Appellant concedes that an administrator de bonis non was without authority to maintain an action such as this prior to the enactment of Chapter 86 of the Acts of the General Assembly of 1934, now Section 3846-1 of the Kentucky Statutes, but she insists that this Act was intended to supersede entirely the old common-law rule and to provide a simple and orderly method of collecting wasted assets of an estate. In Yancy's Adm'r v. Yancy, 18.1 Ky. 512, 209 S.W. 858, 859, 3 A.L.R. 1249, it was said:

"The common-law rule prevails in this state, and under that rule an administrator de bonis non can recover from his predecessor or his personal representative only such estate of the decedent as remained in specie, and cannot recover the proceeds of such as had been converted into money, unless such proceeds were kept separate and were susceptible of identification. For assets wasted by the first administrator, the right of action is not in the administrator de bonis non, but in the distributees, *418 heirs, or creditors." See, also, Warfield v. Brarid's Adm'r, 13 Bush 77; Douglas' Adm'r v. Douglas' Ex'r, 243 Ky. 321, 48 S.W.2d 11; Proctor v. Pigman's Adm'r, 246 Ky. 745, 56 S.W.2d 342.

The title to Chapter 86 of the Acts of 1934 reads:

"An Act to authorize an administrator de bonis non or the successor of an executor, administrator or personal representative, to maintain an action against his predecessor and the sureties on his predecessor's bond and the predecessor's personal and real representative."

The body of the Act reads:

"That an administrator de bonis non or any successor appointed in the place of an executor or administrator or personal representative, who has resigned, been removed or whose letters have been revoked, or who has ceased to act or has died, may maintain an action against the former executor, administrator or personal representative and the sureties on the administration bond and against the predecessor's real and personal representatives and for all damages or debts arising from the maladministration or omission of the predecessor."

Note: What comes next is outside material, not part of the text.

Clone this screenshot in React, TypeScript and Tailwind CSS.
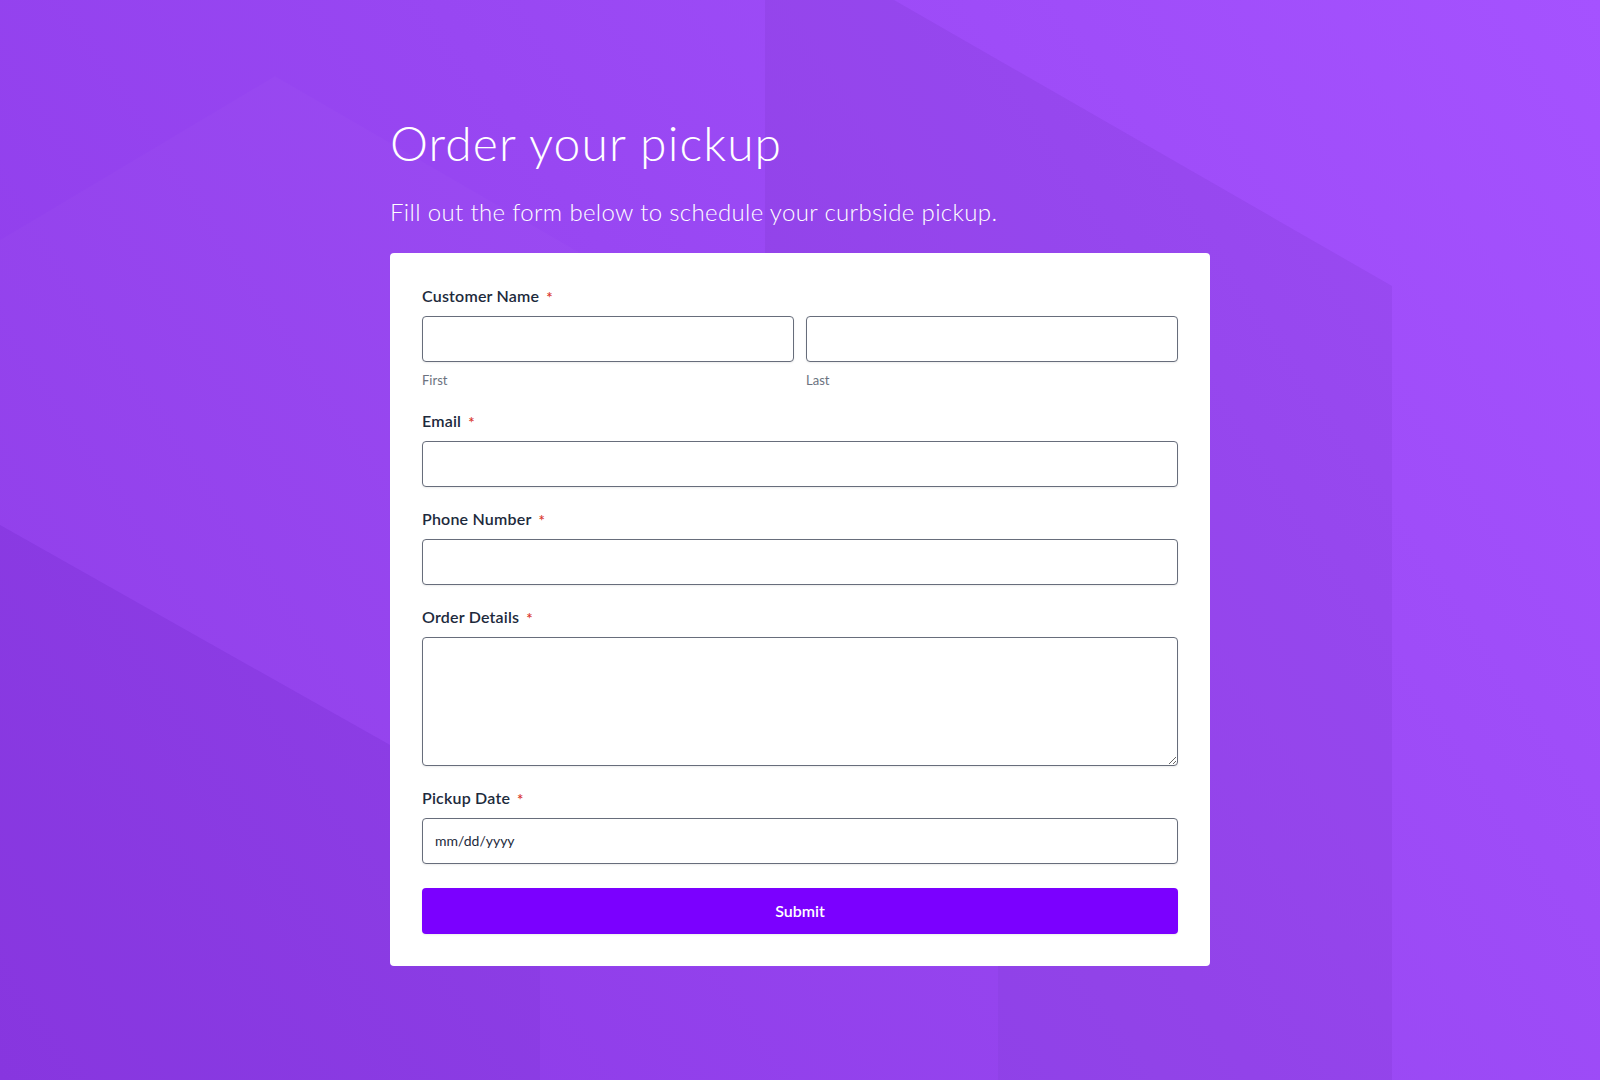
import type { ReactNode } from "react";

function Label({ children }: { children: ReactNode }) {
  return (
    <label className="flex h-6 items-center text-[16px] font-semibold leading-6 tracking-[0.2px] text-[#1d2a3c]">
      {children}
      <span className="ml-[7px] mt-[3px] text-[15px] leading-none text-[#d9352b]">*</span>
    </label>
  );
}

const inputClass =
  "block h-[46px] w-full rounded-[4px] border border-[#676d7b] bg-white px-3 text-[14px] text-[#1d2a3c] shadow-[0_1px_2px_rgba(0,0,0,0.08)] outline-none";

function Background() {
  return (
    <svg
      className="absolute inset-0 h-full w-full"
      viewBox="0 0 1600 1080"
      preserveAspectRatio="none"
      aria-hidden="true"
    >
      <defs>
        <linearGradient id="bg" x1="0" y1="1080" x2="1600" y2="0" gradientUnits="userSpaceOnUse">
          <stop offset="0" stopColor="#8d3ae8" />
          <stop offset="0.5" stopColor="#9847f2" />
          <stop offset="1" stopColor="#a552ff" />
        </linearGradient>
      </defs>
      <rect width="1600" height="1080" fill="url(#bg)" />
      {/* darker column on the right */}
      <polygon
        points="765,0 894,0 1392,286 1392,1080 998,1080 998,600 765,600"
        fill="#3b0a6e"
        fillOpacity="0.07"
      />
      {/* faint light wedge top-left */}
      <polygon points="0,240 275,76 765,360 765,600 390,745 0,525" fill="#ffffff" fillOpacity="0.018" />
      {/* bottom-left shadow */}
      <polygon points="0,525 390,745 540,830 540,1080 0,1080" fill="#3b0a6e" fillOpacity="0.07" />
      {/* lighter stripe below card */}
      <polygon points="540,967 998,967 998,1080 540,1080" fill="#3b0a6e" fillOpacity="0.02" />
    </svg>
  );
}

export default function App() {
  return (
    <div className="relative min-h-screen overflow-hidden font-['Lato','Liberation_Sans',sans-serif]">
      <Background />
      <main className="relative mx-auto w-[820px] pt-[114px] pb-[113px]">
        <h1 className="text-[48px] font-light leading-[1.2] tracking-[1.1px] text-white">
          Order your pickup
        </h1>
        <p className="mt-[22px] text-[24px] font-light leading-[36px] tracking-[0.35px] text-white">
          Fill out the form below to schedule your curbside pickup.
        </p>

        <form
          className="mt-[23px] rounded-[4px] bg-white px-8 pt-[31px] pb-8"
          onSubmit={(event) => event.preventDefault()}
        >
          <Label>Customer Name</Label>
          <div className="mt-2 grid grid-cols-2 gap-3">
            <div>
              <input className={inputClass} />
              <p className="mt-2 text-[13px] leading-5 text-[#6b7280]">First</p>
            </div>
            <div>
              <input className={inputClass} />
              <p className="mt-2 text-[13px] leading-5 text-[#6b7280]">Last</p>
            </div>
          </div>

          <div className="mt-[19px]">
            <Label>Email</Label>
            <input type="email" className={`${inputClass} mt-2`} />
          </div>

          <div className="mt-5">
            <Label>Phone Number</Label>
            <input type="tel" className={`${inputClass} mt-2`} />
          </div>

          <div className="mt-5">
            <Label>Order Details</Label>
            <textarea className="mt-2 block h-[129px] w-full rounded-[4px] border border-[#676d7b] bg-white px-3 py-2 text-[14px] text-[#1d2a3c] shadow-[0_1px_2px_rgba(0,0,0,0.08)] outline-none" />
          </div>

          <div className="mt-5">
            <Label>Pickup Date</Label>
            <input
              placeholder="mm/dd/yyyy"
              className={`${inputClass} mt-2 placeholder:text-[#1d2a3c]`}
            />
          </div>

          <button
            type="submit"
            className="mt-6 block h-[46px] w-full rounded-[4px] bg-[#7b00ff] text-[16px] font-semibold text-white shadow-[0_1px_2px_rgba(0,0,0,0.08)]"
          >
            Submit
          </button>
        </form>
      </main>
    </div>
  );
}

It will be noted that the Act follows the title almost literally until near the end where this is added: "and for all damages or debts arising from the maladministration or omission of the predecessor." It is this clause that appellant claims gives her the right to maintain an action against anyone who has received property belonging to the estate. If it bad been the intention of the Legislature to give to an administrator de bonis non unrestricted authority to recover wasted assets of an estate, it could easily have done so, but it saw fit in the title of the Act to restrict such an administrator to actions against his predecessor and the sureties on the predecessor's, bond and the predecessor's personal and real representatives. This restricted nature of the authority conferred appears in the body of the Act, and, when the body of the Act is read in connection with the title, it is obvious that the Legislature, by the concluding words of the Act, intended to give to the administrator de bonis non unlimited authority to sue the persons named in the title and to recover from them all damages arising from flip maladministration or omission of the predecessor in addition to any funds wrongfully paid out or not accounted for. Commonwealth Life Insurance *419 Company v. City of Paducah, 244 Ky. 756, 52 S.W.2d 704. Any other construction of the Act would put appellant on the other horn of a dilemma. If the words of the Act upon which appellant relies as giving her authority to maintain this action were so intended by the Legislature, then that part of the Act clearly contravenes Section 51 of our Constitution and is void, since it is not embraced in the title. No one reading the title would ever suspect that the Act authorized an administrator de bonis non to maintain an action against anyone other than his predecessor and surety and his predecessor's representatives. Wood v. Commonwealth, 225 Ky. 294,8 S.W.2d 428; State Board of Health v. Willman, 24.1 Ky. 835, 45 S.W.2d 458. The following from the opinion in Wiemer v. Commissioners Sinking Fund of Louisville, 124 Ky. 377,99 S.W. 242, 244 is pertinent:

"A title to an act is not, in order to meet the requirements of the Constitution, bound to contain all of the details of the body of the act. If so, the title would necessarily be as extensive as the body. All that is required is that the body of the act should be so related to the title as to be easily and naturally embraced within its terms, or, as it is sometimes said, they must be germane to each other. The relation should be so natural and obvious that the ordinary mind will readily perceive it."

Here the Legislature in the title of the Act expressly named the parties against whom an administrator de bonis lion can maintain an action. This excludes the expectation of finding in the body of the Act authority to maintain actions against other persons. Under either view of the case, the chancellor properly sustained the special demurrer.

Judgment affirmed.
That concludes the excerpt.